The registry is a cornerstone of enterprise SOA providing the following advantages: • Drives down the costs of new development efforts• Drives web service adoption and increases developer productivity by allowing developers to search and reuse services• Enables reduction in development time• Provides developers with information on how to integrate with business processes• Drives and enforces standards for organization and categorization of service assets• Promotes and preserves loose coupling of services between provider and consumer

Introducing SOA has impacts across business and IT which requires proactive change management to ensure that business service requirements are coordinated with infrastructure, process and resource capabilities.  A typical roadmap for the deployment of SOA throughout the enterprise will identify distinct stages of early learning, integration, reengineering and maturity. Progressing through these four stages demonstrates increasing levels of process predictability, control, and optimization, going from unpredictable processes that are somewhat ad hoc to processes that are subject to continuous improvement.

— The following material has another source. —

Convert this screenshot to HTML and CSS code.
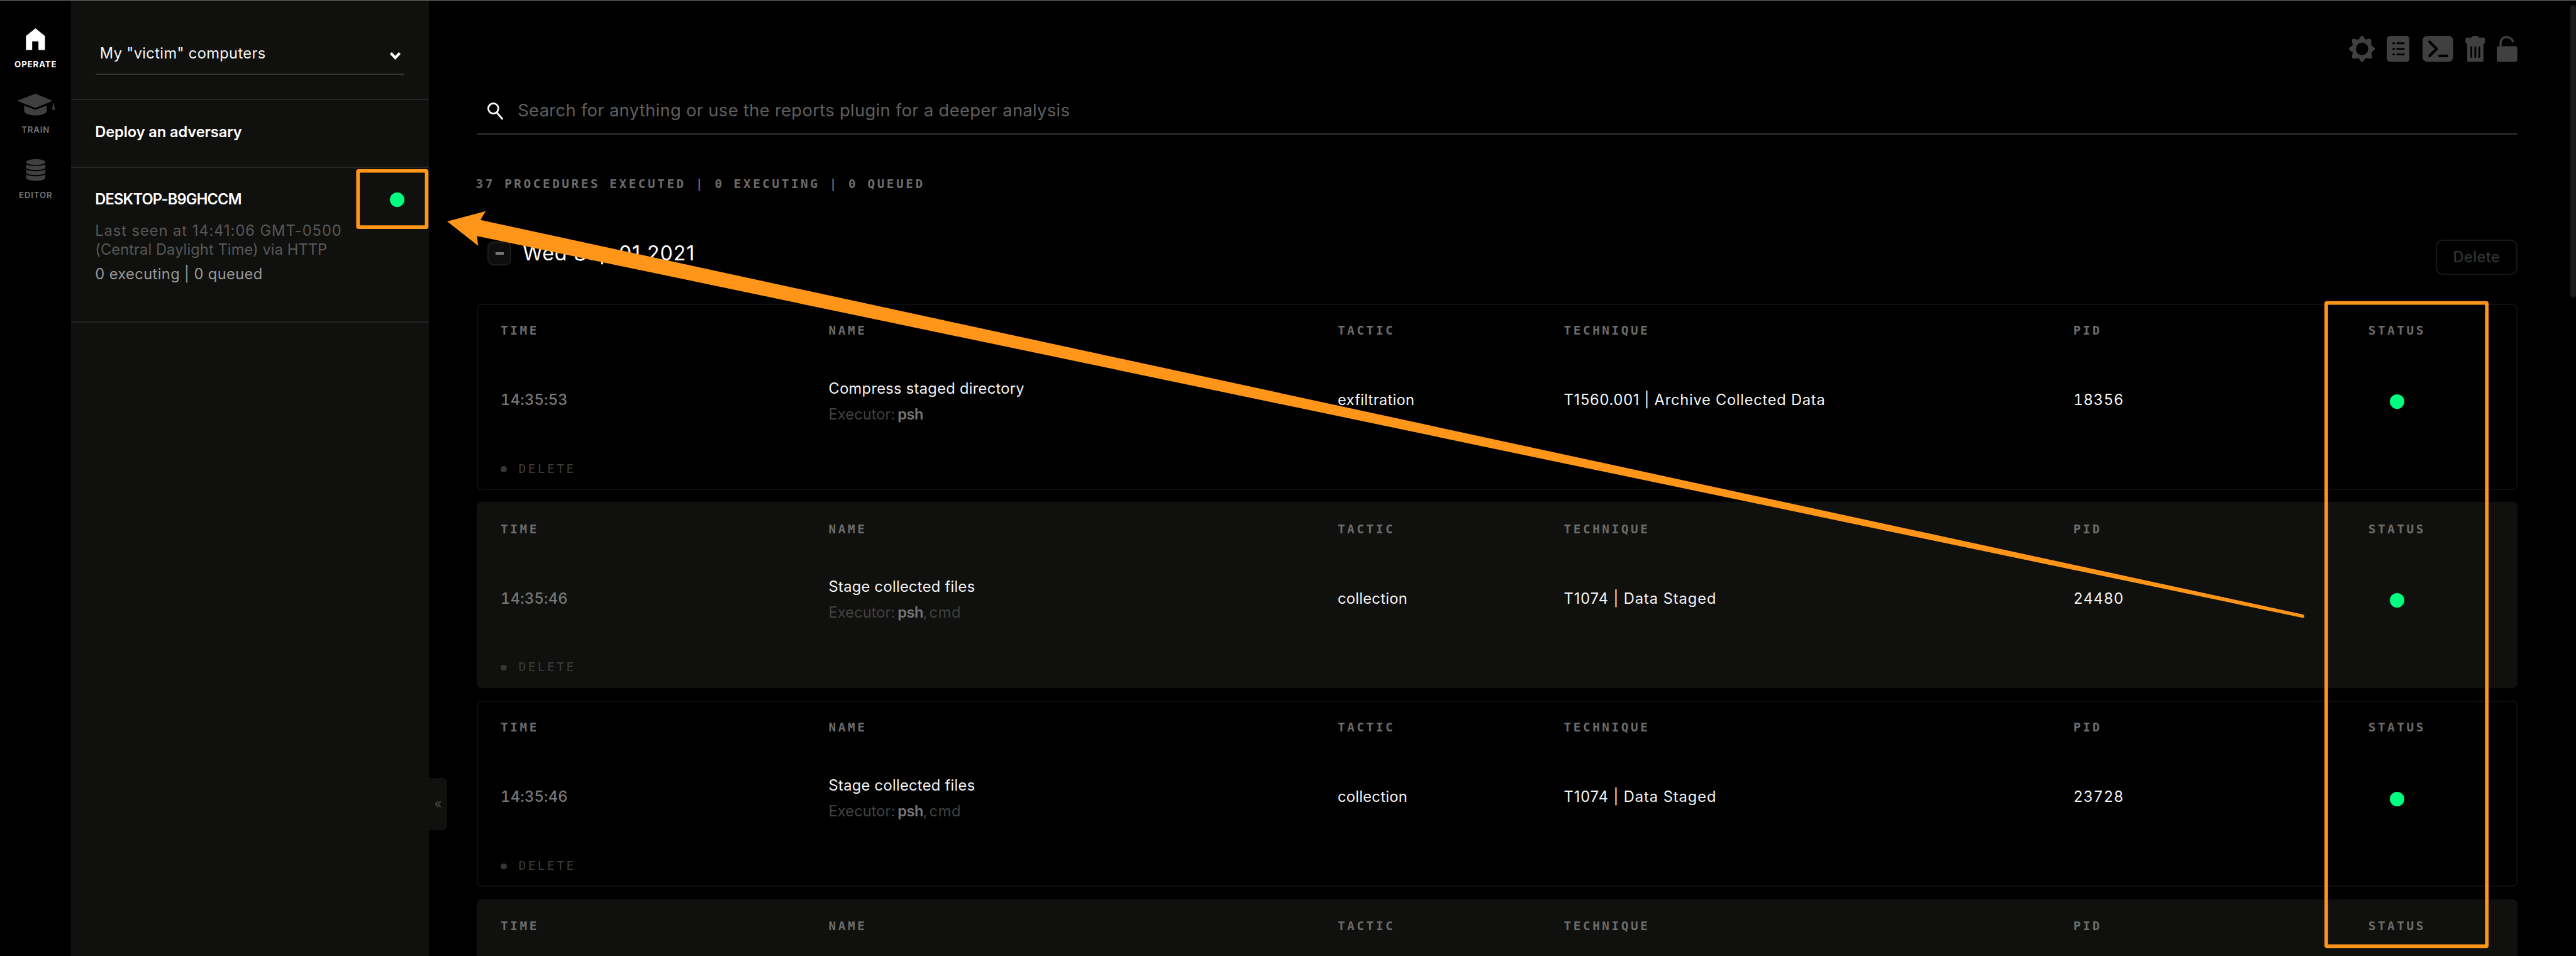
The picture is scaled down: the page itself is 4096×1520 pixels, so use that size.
FILE: index.html
```html
<!DOCTYPE html>
<html lang="en">
<head>
<meta charset="utf-8">
<title>Operate</title>
<link rel="stylesheet" href="styles.css">
</head>
<body>
<div class="app">
  <nav class="rail">
    <a class="rail-item active">
      <svg class="rail-icon" viewBox="0 0 96 37"><path d="M48 0 64 13V36.500H53V22H42.500V36.500H32V13Z"/></svg>
      <span class="rail-label operate">OPERATE</span>
    </a>
    <a class="rail-item">
      <svg class="rail-icon" viewBox="0 0 96 37"><path d="M48 0 77 12 48 24 17 12Z"/><path d="M29 20 48 27 67 20V29C67 33 58 36.500 48 36.500S29 33 29 29Z"/><path d="M78 14 81 27H76Z"/></svg>
      <span class="rail-label">TRAIN</span>
    </a>
    <a class="rail-item">
      <svg class="rail-icon" viewBox="0 0 96 37"><ellipse cx="48.500" cy="5" rx="16.200" ry="5"/><path d="M32.300 8.500C36 12.500 61 12.500 64.700 8.500V14.500C62 19.500 35 19.500 32.300 14.500Z"/><path d="M32.300 17C36 21.500 61 21.500 64.700 17V23C62 28 35 28 32.300 23Z"/><path d="M32.300 25.500C36 30 61 30 64.700 25.500V32C62 38 35 38 32.300 32Z"/></svg>
      <span class="rail-label">EDITOR</span>
    </a>
  </nav>

  <aside class="sidebar">
    <div class="group-picker">
      <div class="select">
        <span class="select-value">My "victim" computers</span>
        <svg class="chevron" viewBox="0 0 20 14"><path d="M2.500 2.500 10 10.500 17.500 2.500"/></svg>
      </div>
    </div>
    <div class="deploy">Deploy an adversary</div>
    <div class="agent">
      <div class="agent-head"><span class="agent-name">DESKTOP-B9GHCCM</span><i class="dot"></i></div>
      <p class="agent-seen"><span class="seen-time">Last seen at 14:41:06 GMT-0500</span><br>(Central Daylight Time) via HTTP</p>
      <p class="agent-jobs">0 executing | 0 queued</p>
    </div>
    <button class="collapse-tab">«</button>
  </aside>

  <main class="main">
    <div class="toolbar">
      <svg class="tool gear" viewBox="0 0 44 44"><path fill-rule="evenodd" d="M22 0C25 0 26 5 28 6S34 3.500 36.500 5.500 37 13 38 16 44 19 44 22 39 26 38 28 40.500 35 38.500 37.500 30 37 28 38 25 44 22 44 18 39 16 38 8.500 40 6 38 6.500 30 6 28 0 25 0 22 5 18 6 16 3.500 8 5.500 5.500 14 7 16 6 19 0 22 0ZM22 11.500A10.500 10.500 0 1 0 22 32.500 10.500 10.500 0 1 0 22 11.500Z"/></svg>
      <svg class="tool list" viewBox="0 0 39 44"><rect width="39" height="44" rx="6"/><path class="cut" d="M11 12.500h1.500M18 12.500h11M11 22h1.500M18 22h11M11 31.500h1.500M18 31.500h11"/></svg>
      <svg class="tool term" viewBox="0 0 52 44"><rect width="52" height="44" rx="8"/><path class="cut thick" d="M12 10 24 22 12 34M29 34H41.500"/></svg>
      <svg class="tool trash" viewBox="0 0 33 44"><path d="M10 3C11 1 12 0 13.500 0H19.500C21 0 22 1 23 3H31Q33 3 33 5.500V11Q33 13.500 30.500 13.500V42Q30.500 44 28.500 44H5Q3 44 3 42V13.500Q0 13.500 0 11V5.500Q0 3 2 3Z"/><path class="cut" d="M10 19V36M16.700 19V36M23.400 19V36"/></svg>
      <svg class="tool lock" viewBox="0 0 35 44"><rect y="17.500" width="35" height="26.500" rx="3.500"/><path class="shackle" d="M6.500 20V13C6.500-1 24-1 27.500 9"/></svg>
    </div>

    <div class="search">
      <svg class="search-icon" viewBox="0 0 27 29"><circle cx="10" cy="10" r="8.500"/><path d="M15.500 16.500 25 27.500"/></svg>
      <span>Search for anything or use the reports plugin for a deeper analysis</span>
    </div>

    <div class="stats">37 PROCEDURES EXECUTED | 0 EXECUTING | 0 QUEUED</div>

    <div class="day">
      <div class="day-title"><button class="fold"><i></i></button><h2>Wed Sep 01 2021</h2></div>
      <button class="delete-all">Delete</button>
    </div>

    <div class="rows">
      <section class="row">
        <div class="cells head"><span>TIME</span><span>NAME</span><span>TACTIC</span><span>TECHNIQUE</span><span>PID</span><span class="status">STATUS</span></div>
        <div class="cells data">
          <span class="time">14:35:53</span>
          <div class="name"><span>Compress staged directory</span><span class="exec">Executor:<b>psh</b></span></div>
          <span>exfiltration</span><span class="tech">T1560.001 | Archive Collected Data</span><span class="pid">18356</span><span class="status"><i class="dot"></i></span>
        </div>
        <div class="row-delete"><i></i>DELETE</div>
      </section>
      <section class="row alt">
        <div class="cells head"><span>TIME</span><span>NAME</span><span>TACTIC</span><span>TECHNIQUE</span><span>PID</span><span class="status">STATUS</span></div>
        <div class="cells data">
          <span class="time">14:35:46</span>
          <div class="name"><span>Stage collected files</span><span class="exec">Executor:<b>psh</b>,<em>cmd</em></span></div>
          <span>collection</span><span class="tech short">T1074 | Data Staged</span><span class="pid">24480</span><span class="status"><i class="dot"></i></span>
        </div>
        <div class="row-delete"><i></i>DELETE</div>
      </section>
      <section class="row">
        <div class="cells head"><span>TIME</span><span>NAME</span><span>TACTIC</span><span>TECHNIQUE</span><span>PID</span><span class="status">STATUS</span></div>
        <div class="cells data">
          <span class="time">14:35:46</span>
          <div class="name"><span>Stage collected files</span><span class="exec">Executor:<b>psh</b>,<em>cmd</em></span></div>
          <span>collection</span><span class="tech short">T1074 | Data Staged</span><span class="pid">23728</span><span class="status"><i class="dot"></i></span>
        </div>
        <div class="row-delete"><i></i>DELETE</div>
      </section>
      <section class="row alt">
        <div class="cells head"><span>TIME</span><span>NAME</span><span>TACTIC</span><span>TECHNIQUE</span><span>PID</span><span class="status">STATUS</span></div>
      </section>
    </div>
  </main>
</div>
<div class="window-edge"></div>
<div class="scroll-thumb"></div>
<svg class="annotations" viewBox="0 0 4332 1608" preserveAspectRatio="none">
  <rect x="602" y="287.500" width="115.500" height="94.500" rx="1"/>
  <rect x="3912" y="509.500" width="270" height="1082" rx="1"/>
  <path d="M752 372.300 816.700 355.300 808 370 3873 1033.500Q3876.500 1035 3874.500 1038.500L3872 1039 802.300 397 804 413.300Z"/>
</svg>
</body>
</html>
```

FILE: styles.css
```css
/* 1rem is ten design pixels on a 4332px wide canvas */
html { font-size: calc(100vw / 433.2); }
* { box-sizing: border-box; }
body {
  margin: 0;
  background: #000;
  color: #f4f4f4;
  font: 400 2.5rem/3.2rem Inter, "Liberation Sans", sans-serif;
  font-feature-settings: "calt" 0;
  overflow: hidden;
}
p, h2 { margin: 0; }
button { margin: 0; padding: 0; font: inherit; display: block; }
svg { display: block; fill: currentColor; }

.app { display: flex; height: 100vh; overflow: hidden; }

.rail { flex: none; width: 12rem; padding-top: 4.8rem; display: flex; flex-direction: column; gap: 4.93rem; }
.rail-item { display: flex; flex-direction: column; align-items: center; gap: 1.5rem; height: 6.07rem; color: #404040; }
.rail-icon { width: 9.6rem; height: 3.7rem; flex: none; }
.rail-label { font-size: 1.4rem; line-height: 1.6rem; font-weight: 600; letter-spacing: .095rem; color: #757575; }
.rail-item.active { color: #fff; }
.rail-label.operate { color: #fff; font-weight: 700; }

.sidebar { flex: none; position: relative; width: 60.1rem; background: #10100e; }
.group-picker { padding: 5.43rem 4.1rem 4.1rem; height: 16.83rem; border-bottom: 2px solid #262626; }
.select { display: flex; align-items: center; justify-content: space-between; height: 7.2rem; padding: .2rem .5rem 0 .7rem; border-bottom: 2px solid #333; letter-spacing: .038rem; }
.chevron { width: 2rem; height: 1.4rem; margin-top: .6rem; fill: none; stroke: #fff; stroke-width: 4.5; }
.deploy { height: 11.44rem; padding: 3.75rem 4.1rem 0 4rem; border-bottom: 2px solid #262626; color: #fff; font-weight: 600; letter-spacing: -.01rem; }
.agent { height: 25.97rem; padding: 3.62rem 4.1rem 0 4rem; border-bottom: 2px solid #262626; }
.agent-head { display: flex; align-items: center; justify-content: space-between; }
.agent-name { padding-top: .1rem; font-weight: 600; letter-spacing: -.085rem; color: #fff; }
.dot { display: block; width: 2.45rem; height: 2.45rem; border-radius: 50%; background: #00ff80; }
.agent-seen { margin: 2.05rem -3rem 0 0; line-height: 3.16rem; color: #585858; letter-spacing: .01rem; }
.seen-time { letter-spacing: .103rem; }
.agent-jobs { margin-top: 1rem; color: #9a9a9a; letter-spacing: .043rem; }
.collapse-tab { position: absolute; left: 100%; top: 130.8rem; width: 3.1rem; height: 8.8rem; border: 0; border-radius: 0 .6rem .6rem 0; background: #10100e; color: #4a4a4a; font-size: 2.2rem; }

.main { flex: 1; padding: 6.07rem 9.83rem 0 8.02rem; min-width: 0; }
.toolbar { display: flex; justify-content: flex-end; height: 4.37rem; color: #404040; }
.tool { height: 4.37rem; }
.gear { width: 4.4rem; margin-right: 1.97rem; }
.list { width: 3.88rem; margin-right: 2.15rem; }
.term { width: 5.15rem; margin-right: 2.02rem; }
.trash { width: 3.33rem; margin-right: 2.05rem; }
.lock { width: 3.45rem; }
.cut { fill: none; stroke: #000; stroke-width: 3; stroke-linecap: round; }
.cut.thick { stroke-width: 4.6; stroke-linejoin: round; }
.shackle { fill: none; stroke: #404040; stroke-width: 3.6; stroke-linecap: round; }

.search { display: flex; align-items: center; height: 8rem; margin-top: 4.19rem; padding-left: 1.85rem; border-bottom: 2px solid #333; color: #5f5f5f; font-size: 2.9rem; letter-spacing: .031rem; }
.search-icon { width: 2.7rem; height: 2.9rem; margin: .3rem 2.4rem 0 0; fill: none; stroke: #fff; stroke-width: 3; stroke-linecap: round; }

.stats, .head, .row-delete { font: 700 2.05rem/2.4rem "DejaVu Sans Mono", monospace; letter-spacing: .373rem; color: #6c6c6c; white-space: pre; }
.stats { margin: 7.2rem 0 0 -.1rem; }

.day { display: flex; justify-content: space-between; align-items: flex-start; margin-top: 8.02rem; }
.day-title { display: flex; align-items: center; height: 4.7rem; padding-left: 1.9rem; gap: 1.9rem; }
.day-title h2 { font-size: 3.4rem; font-weight: 400; letter-spacing: .095rem; color: #fff; }
.fold { display: grid; place-items: center; width: 4rem; height: 4rem; border: 2px solid #1c1c1c; border-radius: 1rem; background: #0e0e0e; }
.fold i { width: 1.4rem; height: .4rem; background: #777; }
.delete-all { width: 13.8rem; height: 6rem; border: 2px solid #181818; border-radius: 1.2rem; background: none; color: #333; font-weight: 500; letter-spacing: .039rem; }

.rows { display: flex; flex-direction: column; gap: 2.1rem; margin-top: 4.8rem; }
.row { height: 31.3rem; padding: 3.19rem 3.97rem 0 3.87rem; border: 2px solid #0f0f0f; border-radius: .8rem; }
.row.alt { background: #10100e; border-color: #10100e; }
.cells { display: grid; grid-template-columns: 55.15rem 85.6rem 38.04rem 85.68rem 38.03rem 1fr; white-space: nowrap; }
.data { height: 20.84rem; align-items: center; letter-spacing: .033rem; }
.status { display: flex; justify-content: center; }
.head .status { padding-left: .3rem; }
.data .status { padding: .54rem 0 0 .3rem; }
.time { color: #787878; font-weight: 500; font-variant-numeric: tabular-nums; letter-spacing: .03rem; }
.name { padding-top: .36rem; display: flex; flex-direction: column; line-height: 4.34rem; }
.exec { color: #424242; letter-spacing: .008rem; }
.exec b { margin-left: .4rem; font-weight: 600; color: #777; letter-spacing: -.055rem; }
.exec em { margin-left: .3rem; font-style: normal; letter-spacing: .07rem; }
.tech { letter-spacing: .08rem; }
.tech.short { letter-spacing: .1rem; }
.pid { font-variant-numeric: tabular-nums; letter-spacing: .08rem; }
.row-delete { display: flex; align-items: center; color: #3c3c3c; font-weight: 400; }
.row-delete i { width: 1rem; height: 1rem; margin-right: 2rem; border-radius: 50%; background: #363636; }

.window-edge { position: absolute; inset: 0 0 auto; height: 1px; background: #666; }
.scroll-thumb { position: absolute; right: 0; top: .8rem; width: 1rem; height: 49.2rem; border-radius: .5rem; background: #1b1b1b; }
.annotations { position: absolute; left: 0; top: 0; width: 100vw; height: 100vh; fill: #ff9519; }
.annotations rect { fill: none; stroke: #ff9519; stroke-width: 6; }
```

Implementing an SOA throughout the enterprise is a significant undertaking that will take many years. It is essential that you develop a realistic roadmap for rolling out an SOA. It is critical that the architecture and the plan be designed to cope with the complexities and dynamics of your environment. To maintain momentum during this multi-year program remember to deliver real business value at every phase. For example, deliver required business functionality to an existing project and demonstrate real business improvement in terms of cost and time reduction or quality improvement. Start with minimum architecture, process, and infrastructure and incrementally enhance over time, while delivering business service value to business users.  Demonstrate value with numbers. Embed SOA thinking into every IT project so it becomes a natural and standard practice for delivering value to the business.